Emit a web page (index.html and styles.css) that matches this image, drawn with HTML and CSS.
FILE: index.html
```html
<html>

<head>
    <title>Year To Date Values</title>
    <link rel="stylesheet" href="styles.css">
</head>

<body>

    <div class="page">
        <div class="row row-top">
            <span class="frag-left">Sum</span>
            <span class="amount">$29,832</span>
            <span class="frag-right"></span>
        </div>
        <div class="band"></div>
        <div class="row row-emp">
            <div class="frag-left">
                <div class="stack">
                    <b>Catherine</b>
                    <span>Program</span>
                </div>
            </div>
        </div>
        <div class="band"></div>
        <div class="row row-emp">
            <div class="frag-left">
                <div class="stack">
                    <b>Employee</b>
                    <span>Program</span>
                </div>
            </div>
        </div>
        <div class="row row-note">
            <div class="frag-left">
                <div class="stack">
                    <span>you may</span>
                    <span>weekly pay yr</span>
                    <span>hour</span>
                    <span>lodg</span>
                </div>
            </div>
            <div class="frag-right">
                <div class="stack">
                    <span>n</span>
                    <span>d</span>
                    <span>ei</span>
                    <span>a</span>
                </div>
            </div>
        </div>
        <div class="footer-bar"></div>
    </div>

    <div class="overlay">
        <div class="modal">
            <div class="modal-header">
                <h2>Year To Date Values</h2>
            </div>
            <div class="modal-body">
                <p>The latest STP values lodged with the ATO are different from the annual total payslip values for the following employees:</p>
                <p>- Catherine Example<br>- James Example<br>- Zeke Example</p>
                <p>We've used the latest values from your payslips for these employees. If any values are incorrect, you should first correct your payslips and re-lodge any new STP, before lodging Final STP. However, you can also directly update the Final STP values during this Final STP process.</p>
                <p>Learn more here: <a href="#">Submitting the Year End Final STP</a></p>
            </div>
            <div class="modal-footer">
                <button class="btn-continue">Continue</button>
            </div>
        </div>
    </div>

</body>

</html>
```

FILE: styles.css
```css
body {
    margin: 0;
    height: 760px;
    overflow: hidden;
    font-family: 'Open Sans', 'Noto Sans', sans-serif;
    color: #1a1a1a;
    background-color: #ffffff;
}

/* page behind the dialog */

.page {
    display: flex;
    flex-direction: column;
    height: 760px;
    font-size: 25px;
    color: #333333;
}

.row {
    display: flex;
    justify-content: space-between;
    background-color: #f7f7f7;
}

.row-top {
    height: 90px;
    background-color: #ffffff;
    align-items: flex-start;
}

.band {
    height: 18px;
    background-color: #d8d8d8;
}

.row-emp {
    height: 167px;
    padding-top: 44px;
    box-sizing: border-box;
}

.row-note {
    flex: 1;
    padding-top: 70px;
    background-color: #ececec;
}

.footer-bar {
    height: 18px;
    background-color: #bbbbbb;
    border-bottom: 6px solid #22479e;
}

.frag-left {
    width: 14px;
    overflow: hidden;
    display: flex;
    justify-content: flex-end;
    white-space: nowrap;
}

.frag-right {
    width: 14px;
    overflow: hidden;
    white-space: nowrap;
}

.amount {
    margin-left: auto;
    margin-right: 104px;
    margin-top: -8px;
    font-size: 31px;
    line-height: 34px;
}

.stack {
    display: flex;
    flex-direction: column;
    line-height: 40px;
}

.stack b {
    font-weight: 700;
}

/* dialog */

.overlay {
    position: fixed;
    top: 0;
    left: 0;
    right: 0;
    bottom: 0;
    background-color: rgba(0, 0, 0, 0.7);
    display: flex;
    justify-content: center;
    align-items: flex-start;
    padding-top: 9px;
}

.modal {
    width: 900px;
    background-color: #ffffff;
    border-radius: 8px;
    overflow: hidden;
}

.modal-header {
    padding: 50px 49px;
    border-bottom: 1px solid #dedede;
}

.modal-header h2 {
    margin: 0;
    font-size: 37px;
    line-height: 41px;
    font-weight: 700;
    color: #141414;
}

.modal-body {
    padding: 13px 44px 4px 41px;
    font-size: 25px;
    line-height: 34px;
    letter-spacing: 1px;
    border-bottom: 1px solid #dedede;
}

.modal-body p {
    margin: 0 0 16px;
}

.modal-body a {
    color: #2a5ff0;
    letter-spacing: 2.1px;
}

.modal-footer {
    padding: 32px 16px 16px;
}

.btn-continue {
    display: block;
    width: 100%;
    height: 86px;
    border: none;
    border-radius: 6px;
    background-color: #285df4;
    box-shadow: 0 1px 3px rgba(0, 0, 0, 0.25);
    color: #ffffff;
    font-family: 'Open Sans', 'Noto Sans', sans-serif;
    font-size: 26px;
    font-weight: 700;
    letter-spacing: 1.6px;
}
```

SET EXERCISE → Return all of the data exactly as it reads.

ANSWER TO THIS TASK →
Emit a web page (index.html and styles.css) that matches this image, drawn with HTML and CSS.
FILE: index.html
```html
<html>

<head>
    <title>Year To Date Values</title>
    <link rel="stylesheet" href="styles.css">
</head>

<body>

    <div class="page">
        <div class="row row-top">
            <span class="frag-left">Sum</span>
            <span class="amount">$29,832</span>
            <span class="frag-right"></span>
        </div>
        <div class="band"></div>
        <div class="row row-emp">
            <div class="frag-left">
                <div class="stack">
                    <b>Catherine</b>
                    <span>Program</span>
                </div>
            </div>
        </div>
        <div class="band"></div>
        <div class="row row-emp">
            <div class="frag-left">
                <div class="stack">
                    <b>Employee</b>
                    <span>Program</span>
                </div>
            </div>
        </div>
        <div class="row row-note">
            <div class="frag-left">
                <div class="stack">
                    <span>you may</span>
                    <span>weekly pay yr</span>
                    <span>hour</span>
                    <span>lodg</span>
                </div>
            </div>
            <div class="frag-right">
                <div class="stack">
                    <span>n</span>
                    <span>d</span>
                    <span>ei</span>
                    <span>a</span>
                </div>
            </div>
        </div>
        <div class="footer-bar"></div>
    </div>

    <div class="overlay">
        <div class="modal">
            <div class="modal-header">
                <h2>Year To Date Values</h2>
            </div>
            <div class="modal-body">
                <p>The latest STP values lodged with the ATO are different from the annual total payslip values for the following employees:</p>
                <p>- Catherine Example<br>- James Example<br>- Zeke Example</p>
                <p>We've used the latest values from your payslips for these employees. If any values are incorrect, you should first correct your payslips and re-lodge any new STP, before lodging Final STP. However, you can also directly update the Final STP values during this Final STP process.</p>
                <p>Learn more here: <a href="#">Submitting the Year End Final STP</a></p>
            </div>
            <div class="modal-footer">
                <button class="btn-continue">Continue</button>
            </div>
        </div>
    </div>

</body>

</html>
```

FILE: styles.css
```css
body {
    margin: 0;
    height: 760px;
    overflow: hidden;
    font-family: 'Open Sans', 'Noto Sans', sans-serif;
    color: #1a1a1a;
    background-color: #ffffff;
}

/* page behind the dialog */

.page {
    display: flex;
    flex-direction: column;
    height: 760px;
    font-size: 25px;
    color: #333333;
}

.row {
    display: flex;
    justify-content: space-between;
    background-color: #f7f7f7;
}

.row-top {
    height: 90px;
    background-color: #ffffff;
    align-items: flex-start;
}

.band {
    height: 18px;
    background-color: #d8d8d8;
}

.row-emp {
    height: 167px;
    padding-top: 44px;
    box-sizing: border-box;
}

.row-note {
    flex: 1;
    padding-top: 70px;
    background-color: #ececec;
}

.footer-bar {
    height: 18px;
    background-color: #bbbbbb;
    border-bottom: 6px solid #22479e;
}

.frag-left {
    width: 14px;
    overflow: hidden;
    display: flex;
    justify-content: flex-end;
    white-space: nowrap;
}

.frag-right {
    width: 14px;
    overflow: hidden;
    white-space: nowrap;
}

.amount {
    margin-left: auto;
    margin-right: 104px;
    margin-top: -8px;
    font-size: 31px;
    line-height: 34px;
}

.stack {
    display: flex;
    flex-direction: column;
    line-height: 40px;
}

.stack b {
    font-weight: 700;
}

/* dialog */

.overlay {
    position: fixed;
    top: 0;
    left: 0;
    right: 0;
    bottom: 0;
    background-color: rgba(0, 0, 0, 0.7);
    display: flex;
    justify-content: center;
    align-items: flex-start;
    padding-top: 9px;
}

.modal {
    width: 900px;
    background-color: #ffffff;
    border-radius: 8px;
    overflow: hidden;
}

.modal-header {
    padding: 50px 49px;
    border-bottom: 1px solid #dedede;
}

.modal-header h2 {
    margin: 0;
    font-size: 37px;
    line-height: 41px;
    font-weight: 700;
    color: #141414;
}

.modal-body {
    padding: 13px 44px 4px 41px;
    font-size: 25px;
    line-height: 34px;
    letter-spacing: 1px;
    border-bottom: 1px solid #dedede;
}

.modal-body p {
    margin: 0 0 16px;
}

.modal-body a {
    color: #2a5ff0;
    letter-spacing: 2.1px;
}

.modal-footer {
    padding: 32px 16px 16px;
}

.btn-continue {
    display: block;
    width: 100%;
    height: 86px;
    border: none;
    border-radius: 6px;
    background-color: #285df4;
    box-shadow: 0 1px 3px rgba(0, 0, 0, 0.25);
    color: #ffffff;
    font-family: 'Open Sans', 'Noto Sans', sans-serif;
    font-size: 26px;
    font-weight: 700;
    letter-spacing: 1.6px;
}
```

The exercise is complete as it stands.